** BEGIN Information given **

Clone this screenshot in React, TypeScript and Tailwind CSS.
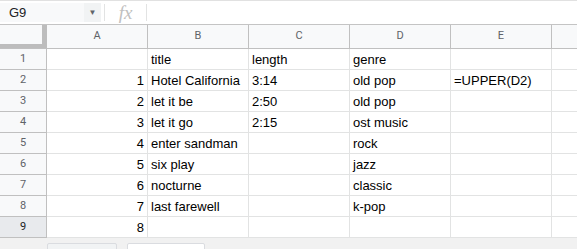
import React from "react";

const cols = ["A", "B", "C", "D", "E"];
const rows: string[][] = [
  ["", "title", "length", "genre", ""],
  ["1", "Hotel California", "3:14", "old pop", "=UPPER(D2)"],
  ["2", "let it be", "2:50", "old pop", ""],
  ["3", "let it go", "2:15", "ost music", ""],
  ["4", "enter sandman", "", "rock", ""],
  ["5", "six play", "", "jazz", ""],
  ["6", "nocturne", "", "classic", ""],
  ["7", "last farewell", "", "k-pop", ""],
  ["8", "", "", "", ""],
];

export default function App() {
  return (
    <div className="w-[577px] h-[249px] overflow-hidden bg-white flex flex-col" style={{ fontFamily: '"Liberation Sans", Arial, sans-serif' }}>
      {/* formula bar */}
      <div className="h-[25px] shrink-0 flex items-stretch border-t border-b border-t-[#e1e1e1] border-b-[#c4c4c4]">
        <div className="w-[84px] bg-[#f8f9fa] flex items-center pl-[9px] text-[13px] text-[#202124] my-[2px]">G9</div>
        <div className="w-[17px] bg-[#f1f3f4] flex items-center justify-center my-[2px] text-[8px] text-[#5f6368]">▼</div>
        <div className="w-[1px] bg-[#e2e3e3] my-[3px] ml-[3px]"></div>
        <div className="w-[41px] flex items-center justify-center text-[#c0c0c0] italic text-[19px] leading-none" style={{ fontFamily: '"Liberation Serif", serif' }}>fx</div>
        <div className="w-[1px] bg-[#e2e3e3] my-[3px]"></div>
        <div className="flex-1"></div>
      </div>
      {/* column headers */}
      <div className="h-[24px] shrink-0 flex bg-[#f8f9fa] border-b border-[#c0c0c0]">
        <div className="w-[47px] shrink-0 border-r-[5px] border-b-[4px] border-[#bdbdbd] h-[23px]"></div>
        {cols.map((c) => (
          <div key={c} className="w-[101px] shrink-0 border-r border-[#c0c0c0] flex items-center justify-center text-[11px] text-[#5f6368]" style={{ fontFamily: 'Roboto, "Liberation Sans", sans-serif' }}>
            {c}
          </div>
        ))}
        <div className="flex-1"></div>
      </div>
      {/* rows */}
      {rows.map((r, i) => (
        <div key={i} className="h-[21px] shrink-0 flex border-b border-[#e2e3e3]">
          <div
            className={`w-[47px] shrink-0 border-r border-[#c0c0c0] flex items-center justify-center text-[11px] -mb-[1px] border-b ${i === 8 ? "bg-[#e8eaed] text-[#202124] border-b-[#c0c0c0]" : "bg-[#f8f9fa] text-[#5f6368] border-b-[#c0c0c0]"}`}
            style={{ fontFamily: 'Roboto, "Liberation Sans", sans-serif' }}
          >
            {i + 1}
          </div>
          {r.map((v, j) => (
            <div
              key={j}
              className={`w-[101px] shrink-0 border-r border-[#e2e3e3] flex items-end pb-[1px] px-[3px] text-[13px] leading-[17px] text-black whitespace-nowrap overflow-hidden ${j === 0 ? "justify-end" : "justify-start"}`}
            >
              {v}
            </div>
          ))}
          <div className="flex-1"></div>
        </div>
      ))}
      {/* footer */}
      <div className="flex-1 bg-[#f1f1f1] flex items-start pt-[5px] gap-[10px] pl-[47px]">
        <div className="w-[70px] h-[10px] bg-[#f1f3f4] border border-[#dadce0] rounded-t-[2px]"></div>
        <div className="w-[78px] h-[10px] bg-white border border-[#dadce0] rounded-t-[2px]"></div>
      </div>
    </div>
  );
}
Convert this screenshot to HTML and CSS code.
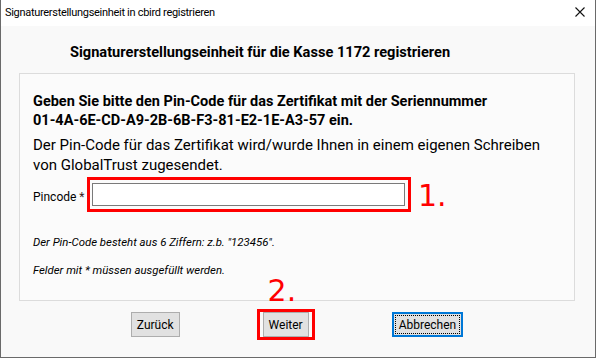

** END Information given **

» **The request**: Go through the entries above and output them exactly, without pictures.

» **Answer to this problem**:
Clone this screenshot in React, TypeScript and Tailwind CSS.
import React from "react";

const cols = ["A", "B", "C", "D", "E"];
const rows: string[][] = [
  ["", "title", "length", "genre", ""],
  ["1", "Hotel California", "3:14", "old pop", "=UPPER(D2)"],
  ["2", "let it be", "2:50", "old pop", ""],
  ["3", "let it go", "2:15", "ost music", ""],
  ["4", "enter sandman", "", "rock", ""],
  ["5", "six play", "", "jazz", ""],
  ["6", "nocturne", "", "classic", ""],
  ["7", "last farewell", "", "k-pop", ""],
  ["8", "", "", "", ""],
];

export default function App() {
  return (
    <div className="w-[577px] h-[249px] overflow-hidden bg-white flex flex-col" style={{ fontFamily: '"Liberation Sans", Arial, sans-serif' }}>
      {/* formula bar */}
      <div className="h-[25px] shrink-0 flex items-stretch border-t border-b border-t-[#e1e1e1] border-b-[#c4c4c4]">
        <div className="w-[84px] bg-[#f8f9fa] flex items-center pl-[9px] text-[13px] text-[#202124] my-[2px]">G9</div>
        <div className="w-[17px] bg-[#f1f3f4] flex items-center justify-center my-[2px] text-[8px] text-[#5f6368]">▼</div>
        <div className="w-[1px] bg-[#e2e3e3] my-[3px] ml-[3px]"></div>
        <div className="w-[41px] flex items-center justify-center text-[#c0c0c0] italic text-[19px] leading-none" style={{ fontFamily: '"Liberation Serif", serif' }}>fx</div>
        <div className="w-[1px] bg-[#e2e3e3] my-[3px]"></div>
        <div className="flex-1"></div>
      </div>
      {/* column headers */}
      <div className="h-[24px] shrink-0 flex bg-[#f8f9fa] border-b border-[#c0c0c0]">
        <div className="w-[47px] shrink-0 border-r-[5px] border-b-[4px] border-[#bdbdbd] h-[23px]"></div>
        {cols.map((c) => (
          <div key={c} className="w-[101px] shrink-0 border-r border-[#c0c0c0] flex items-center justify-center text-[11px] text-[#5f6368]" style={{ fontFamily: 'Roboto, "Liberation Sans", sans-serif' }}>
            {c}
          </div>
        ))}
        <div className="flex-1"></div>
      </div>
      {/* rows */}
      {rows.map((r, i) => (
        <div key={i} className="h-[21px] shrink-0 flex border-b border-[#e2e3e3]">
          <div
            className={`w-[47px] shrink-0 border-r border-[#c0c0c0] flex items-center justify-center text-[11px] -mb-[1px] border-b ${i === 8 ? "bg-[#e8eaed] text-[#202124] border-b-[#c0c0c0]" : "bg-[#f8f9fa] text-[#5f6368] border-b-[#c0c0c0]"}`}
            style={{ fontFamily: 'Roboto, "Liberation Sans", sans-serif' }}
          >
            {i + 1}
          </div>
          {r.map((v, j) => (
            <div
              key={j}
              className={`w-[101px] shrink-0 border-r border-[#e2e3e3] flex items-end pb-[1px] px-[3px] text-[13px] leading-[17px] text-black whitespace-nowrap overflow-hidden ${j === 0 ? "justify-end" : "justify-start"}`}
            >
              {v}
            </div>
          ))}
          <div className="flex-1"></div>
        </div>
      ))}
      {/* footer */}
      <div className="flex-1 bg-[#f1f1f1] flex items-start pt-[5px] gap-[10px] pl-[47px]">
        <div className="w-[70px] h-[10px] bg-[#f1f3f4] border border-[#dadce0] rounded-t-[2px]"></div>
        <div className="w-[78px] h-[10px] bg-white border border-[#dadce0] rounded-t-[2px]"></div>
      </div>
    </div>
  );
}
Convert this screenshot to HTML and CSS code.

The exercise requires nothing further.